Quote all of the entries word for word.

## BEGIN Entries supplied

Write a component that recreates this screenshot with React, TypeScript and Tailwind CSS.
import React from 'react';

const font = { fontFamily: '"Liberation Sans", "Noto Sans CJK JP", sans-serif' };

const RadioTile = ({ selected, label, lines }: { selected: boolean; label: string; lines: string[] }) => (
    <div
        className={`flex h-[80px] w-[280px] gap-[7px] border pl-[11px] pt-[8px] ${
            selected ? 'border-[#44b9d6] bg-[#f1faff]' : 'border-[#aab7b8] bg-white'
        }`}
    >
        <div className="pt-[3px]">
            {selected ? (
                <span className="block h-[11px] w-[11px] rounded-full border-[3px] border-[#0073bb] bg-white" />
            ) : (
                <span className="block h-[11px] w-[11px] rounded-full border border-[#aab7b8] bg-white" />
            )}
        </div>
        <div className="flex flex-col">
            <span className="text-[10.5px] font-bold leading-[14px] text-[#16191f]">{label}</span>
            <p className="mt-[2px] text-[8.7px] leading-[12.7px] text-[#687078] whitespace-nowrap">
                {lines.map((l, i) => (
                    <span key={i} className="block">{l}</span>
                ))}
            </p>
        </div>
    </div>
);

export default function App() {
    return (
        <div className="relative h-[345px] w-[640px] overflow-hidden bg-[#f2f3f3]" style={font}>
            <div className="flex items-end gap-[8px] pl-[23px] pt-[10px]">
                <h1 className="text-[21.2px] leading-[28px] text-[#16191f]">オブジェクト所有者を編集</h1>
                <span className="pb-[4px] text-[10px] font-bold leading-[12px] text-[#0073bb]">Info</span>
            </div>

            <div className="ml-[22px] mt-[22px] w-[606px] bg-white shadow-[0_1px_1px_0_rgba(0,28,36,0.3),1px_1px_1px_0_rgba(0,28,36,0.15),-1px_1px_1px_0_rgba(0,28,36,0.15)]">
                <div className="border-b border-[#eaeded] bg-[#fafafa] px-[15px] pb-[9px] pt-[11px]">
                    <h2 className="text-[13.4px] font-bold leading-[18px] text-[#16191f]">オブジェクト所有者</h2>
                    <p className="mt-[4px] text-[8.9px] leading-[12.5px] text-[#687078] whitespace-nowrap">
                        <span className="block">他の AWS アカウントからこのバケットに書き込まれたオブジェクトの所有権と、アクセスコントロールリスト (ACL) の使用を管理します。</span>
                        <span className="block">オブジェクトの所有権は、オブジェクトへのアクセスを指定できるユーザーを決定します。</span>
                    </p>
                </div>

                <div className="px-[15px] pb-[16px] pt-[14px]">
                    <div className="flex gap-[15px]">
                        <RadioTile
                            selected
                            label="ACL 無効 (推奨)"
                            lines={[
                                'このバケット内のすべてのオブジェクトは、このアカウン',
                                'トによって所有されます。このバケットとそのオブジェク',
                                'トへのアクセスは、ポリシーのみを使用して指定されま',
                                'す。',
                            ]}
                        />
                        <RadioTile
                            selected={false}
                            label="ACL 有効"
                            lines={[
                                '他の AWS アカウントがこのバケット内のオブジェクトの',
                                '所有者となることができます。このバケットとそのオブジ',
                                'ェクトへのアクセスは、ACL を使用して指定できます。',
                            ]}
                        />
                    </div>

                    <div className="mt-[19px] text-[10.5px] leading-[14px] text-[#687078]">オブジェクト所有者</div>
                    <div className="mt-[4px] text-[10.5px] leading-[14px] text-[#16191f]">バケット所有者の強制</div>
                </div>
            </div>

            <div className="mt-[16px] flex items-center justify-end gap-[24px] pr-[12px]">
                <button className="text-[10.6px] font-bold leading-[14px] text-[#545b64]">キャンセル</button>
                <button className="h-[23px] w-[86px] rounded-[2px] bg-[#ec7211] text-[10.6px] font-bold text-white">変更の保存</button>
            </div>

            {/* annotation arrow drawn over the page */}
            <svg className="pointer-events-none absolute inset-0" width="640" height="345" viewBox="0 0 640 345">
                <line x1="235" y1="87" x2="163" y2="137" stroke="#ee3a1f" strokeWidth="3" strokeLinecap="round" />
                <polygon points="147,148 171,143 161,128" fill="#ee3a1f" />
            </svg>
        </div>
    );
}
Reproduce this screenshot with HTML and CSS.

## END Entries supplied

## Output for this task
Write a component that recreates this screenshot with React, TypeScript and Tailwind CSS.
import React from 'react';

const font = { fontFamily: '"Liberation Sans", "Noto Sans CJK JP", sans-serif' };

const RadioTile = ({ selected, label, lines }: { selected: boolean; label: string; lines: string[] }) => (
    <div
        className={`flex h-[80px] w-[280px] gap-[7px] border pl-[11px] pt-[8px] ${
            selected ? 'border-[#44b9d6] bg-[#f1faff]' : 'border-[#aab7b8] bg-white'
        }`}
    >
        <div className="pt-[3px]">
            {selected ? (
                <span className="block h-[11px] w-[11px] rounded-full border-[3px] border-[#0073bb] bg-white" />
            ) : (
                <span className="block h-[11px] w-[11px] rounded-full border border-[#aab7b8] bg-white" />
            )}
        </div>
        <div className="flex flex-col">
            <span className="text-[10.5px] font-bold leading-[14px] text-[#16191f]">{label}</span>
            <p className="mt-[2px] text-[8.7px] leading-[12.7px] text-[#687078] whitespace-nowrap">
                {lines.map((l, i) => (
                    <span key={i} className="block">{l}</span>
                ))}
            </p>
        </div>
    </div>
);

export default function App() {
    return (
        <div className="relative h-[345px] w-[640px] overflow-hidden bg-[#f2f3f3]" style={font}>
            <div className="flex items-end gap-[8px] pl-[23px] pt-[10px]">
                <h1 className="text-[21.2px] leading-[28px] text-[#16191f]">オブジェクト所有者を編集</h1>
                <span className="pb-[4px] text-[10px] font-bold leading-[12px] text-[#0073bb]">Info</span>
            </div>

            <div className="ml-[22px] mt-[22px] w-[606px] bg-white shadow-[0_1px_1px_0_rgba(0,28,36,0.3),1px_1px_1px_0_rgba(0,28,36,0.15),-1px_1px_1px_0_rgba(0,28,36,0.15)]">
                <div className="border-b border-[#eaeded] bg-[#fafafa] px-[15px] pb-[9px] pt-[11px]">
                    <h2 className="text-[13.4px] font-bold leading-[18px] text-[#16191f]">オブジェクト所有者</h2>
                    <p className="mt-[4px] text-[8.9px] leading-[12.5px] text-[#687078] whitespace-nowrap">
                        <span className="block">他の AWS アカウントからこのバケットに書き込まれたオブジェクトの所有権と、アクセスコントロールリスト (ACL) の使用を管理します。</span>
                        <span className="block">オブジェクトの所有権は、オブジェクトへのアクセスを指定できるユーザーを決定します。</span>
                    </p>
                </div>

                <div className="px-[15px] pb-[16px] pt-[14px]">
                    <div className="flex gap-[15px]">
                        <RadioTile
                            selected
                            label="ACL 無効 (推奨)"
                            lines={[
                                'このバケット内のすべてのオブジェクトは、このアカウン',
                                'トによって所有されます。このバケットとそのオブジェク',
                                'トへのアクセスは、ポリシーのみを使用して指定されま',
                                'す。',
                            ]}
                        />
                        <RadioTile
                            selected={false}
                            label="ACL 有効"
                            lines={[
                                '他の AWS アカウントがこのバケット内のオブジェクトの',
                                '所有者となることができます。このバケットとそのオブジ',
                                'ェクトへのアクセスは、ACL を使用して指定できます。',
                            ]}
                        />
                    </div>

                    <div className="mt-[19px] text-[10.5px] leading-[14px] text-[#687078]">オブジェクト所有者</div>
                    <div className="mt-[4px] text-[10.5px] leading-[14px] text-[#16191f]">バケット所有者の強制</div>
                </div>
            </div>

            <div className="mt-[16px] flex items-center justify-end gap-[24px] pr-[12px]">
                <button className="text-[10.6px] font-bold leading-[14px] text-[#545b64]">キャンセル</button>
                <button className="h-[23px] w-[86px] rounded-[2px] bg-[#ec7211] text-[10.6px] font-bold text-white">変更の保存</button>
            </div>

            {/* annotation arrow drawn over the page */}
            <svg className="pointer-events-none absolute inset-0" width="640" height="345" viewBox="0 0 640 345">
                <line x1="235" y1="87" x2="163" y2="137" stroke="#ee3a1f" strokeWidth="3" strokeLinecap="round" />
                <polygon points="147,148 171,143 161,128" fill="#ee3a1f" />
            </svg>
        </div>
    );
}
Reproduce this screenshot with HTML and CSS.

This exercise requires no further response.